Beliau memang kebetulan sedang berada di kota itu, ketika saya ada di Tokyo. Maka berangkatlah saya dari Tokyo ke Kyoto naik kereta api Sikansen.
Presiden SBY menanyakan kepada saya mengenai RUU Pilkada. Menjawab pertanyaan Presiden SBY, saya berpendapat bahwa apa yang telah dituangkan dalam RUU Pilkada dan telah disepakati antara Presiden dengan DPR agar tetap dipertahankan.
Dalam RUU yang telah disahkan itu Pilkada dilakukan oleh DPRD, tidak dipilih langsung lagi. Bahwa RUU itu jika tidak ditanda-tangani oleh Presiden SBY akan otomatis berlaku setelah 30 hari, umumnya orang faham.
Tetapi didasarkan pada masa jabatan Presiden SBY yang segera akan berakhir waktu itu, waktu 30 hari berlakunya UU tersebut akan terjadi pada saat Presiden SBY telah habis masa jabatannya.
Saya menyarankan lebih baik Presiden SBY tidak tandatangani, dan kemudian serahkan kepada Presiden baru bagaimana akan menyikapi RUU tsb. Presiden baru bisa saja kembalikan RUU tsb kepada DPR untuk dibahas ulang karena beliau tidak terlibat membahas RUU tsb.

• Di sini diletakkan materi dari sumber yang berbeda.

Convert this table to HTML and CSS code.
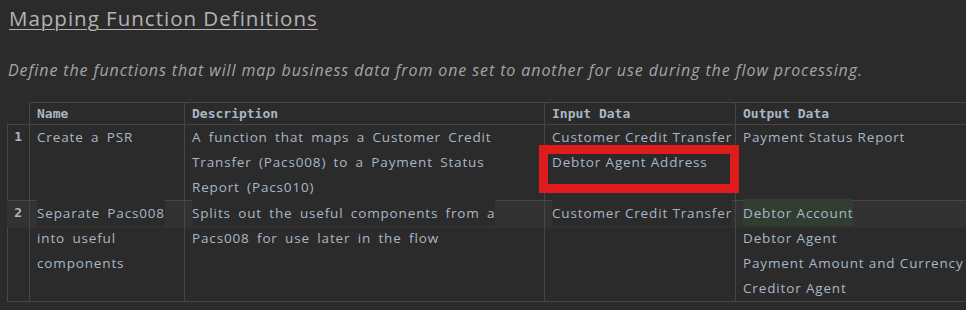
FILE: index.html
```html
<!DOCTYPE html>
<html lang="en">
<head>
<meta charset="utf-8">
<title>Mapping Function Definitions</title>
<link rel="stylesheet" href="styles.css">
</head>
<body>
<main class="doc">
  <h1 class="title">Mapping Function Definitions</h1>
  <p class="lead">Define the functions that will map business data from one set to another for use during the flow processing.</p>

  <div class="table-wrap">
    <table class="defs">
      <colgroup>
        <col class="c-num"><col class="c-name"><col class="c-desc"><col class="c-in"><col class="c-out">
      </colgroup>
      <thead>
        <tr>
          <th class="num"></th>
          <th>Name</th>
          <th>Description</th>
          <th>Input Data</th>
          <th>Output Data</th>
        </tr>
      </thead>
      <tbody>
        <tr>
          <td class="num">1</td>
          <td class="spaced">Create a PSR</td>
          <td class="spaced">A function that maps a Customer Credit Transfer (Pacs008) to a Payment Status Report (Pacs010)</td>
          <td>
            <div class="item">Customer Credit Transfer</div>
            <div class="item marked">Debtor Agent Address<span class="mark"></span></div>
          </td>
          <td><div class="item">Payment Status Report</div></td>
        </tr>
        <tr class="current">
          <td class="num">2</td>
          <td class="spaced"><span class="ln">Separate Pacs008</span> into useful components</td>
          <td class="spaced"><span class="ln">Splits out the useful components from a</span> Pacs008 for use later in the flow</td>
          <td><div class="item"><span class="ln">Customer Credit Transfer</span></div></td>
          <td>
            <div class="item"><span class="ln sel">Debtor Account</span></div>
            <div class="item">Debtor Agent</div>
            <div class="item">Payment Amount and Currency</div>
            <div class="item">Creditor Agent</div>
          </td>
        </tr>
      </tbody>
    </table>
  </div>
</main>
</body>
</html>
```

FILE: styles.css
```css
html, body {
  margin: 0;
  padding: 0;
  background: #2b2b2b;
  overflow: hidden;
}

.doc {
  padding: 0 0 0 7px;
  font-family: "Open Sans", "Noto Sans", sans-serif;
  color: #a9b7c6;
}

.title {
  margin: 0;
  padding: 4px 0 0 2px;
  font-size: 20.5px;
  font-weight: 400;
  letter-spacing: 1px;
  line-height: 28px;
  color: #b4b4b4;
  text-decoration: underline;
  text-decoration-thickness: 1px;
  text-underline-offset: 3px;
}

.lead {
  margin: 28px 0 0 1px;
  font-size: 16px;
  font-style: italic;
  letter-spacing: 0.9px;
  line-height: 20px;
  color: #a5a5a5;
}

.table-wrap {
  margin-top: 22px;
  width: 959px;
  overflow: hidden;
}

.defs {
  border-collapse: collapse;
  table-layout: fixed;
  width: 1070px;
  font-size: 13.5px;
  letter-spacing: 0.85px;
}

.c-num { width: 22px; }
.c-name { width: 155px; }
.c-desc { width: 360px; }
.c-in { width: 191px; }
.c-out { width: 342px; }

.defs th,
.defs td {
  border: 1px solid #464646;
  padding: 0 7px 0 7px;
  text-align: left;
  vertical-align: top;
}

.defs th {
  height: 21px;
  padding-top: 0;
  font-family: "DejaVu Sans Mono", "Liberation Mono", monospace;
  font-weight: 700;
  font-size: 13px;
  letter-spacing: 0;
  line-height: 21px;
  color: #a9b7c6;
}

.defs th.num {
  border: none;
  border-right: 1px solid #464646;
}

.defs td {
  line-height: 25px;
}

.defs td.num {
  padding: 0;
  text-align: center;
  font-family: "DejaVu Sans Mono", monospace;
  font-weight: 700;
  font-size: 13px;
  line-height: 24px;
  color: #a9b7c6;
}

.spaced {
  word-spacing: 3px;
}

.item {
  white-space: nowrap;
}

.marked {
  position: relative;
}

/* red annotation frame drawn over the cell */
.mark {
  position: absolute;
  left: -13px;
  top: -5px;
  width: 200px;
  height: 48px;
  box-sizing: border-box;
  border: 9px solid #e01b1b;
  pointer-events: none;
}

/* caret line highlight on the first text line of the current row */
.current td {
  background: linear-gradient(#323232 0 26px, transparent 26px);
}

.current td.num {
  position: relative;
}

.current td.num::before {
  content: "";
  position: absolute;
  left: -8px;
  top: 0;
  width: 8px;
  height: 26px;
  background: #323232;
}

.ln {
  background: #2b2b2b;
  padding: 5px 0 4px;
}

.ln.sel {
  background: #323d32;
}
```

Ini adalah suatu keadaan yg tidak biasa, karena sebuah RUU selesai dibahas tapi belum ditandatangani Presiden, dalam waktu kurang dari 30 hari sebelum jabatannya berakhir.
Kepada SBY dan beberapa menteri serta Dubes RI di Jepang yang hadir dalam pertemuan konsultasi tsb, disepakati bahwa saya ditugasi untuk menjelaskan masalah ini kepada Pak Jokowi yang segera akan dilantik menjadi Presiden.
Saya langsung menelpon Pak Jokowi dari hotel tempat pertemuan di Kyoto tetapi tidak dijawab. Ketika saya tiba di stasiun KA akan kembali ke Tokyo, Pak Jokowi menelpon balik ke saya.
Dalam percakapan telepon itu saya jelaskan kepada Pak Jokowo hasil pertemuan tadi dan beliau faham. Saya katakan kepada Pak Jokowi bahwa saya akan membantu menjelaskan permasalahan ini ke publik.
Saya terus mengamati permasalahan ini dari Tokyo. SBY kembali ke Jakarta dan saya membaca berita dari Jakarta bahwa Pak Mahfud mengatakan bahwa usul saya di Tokyo itu sebagai “jebakan batman”.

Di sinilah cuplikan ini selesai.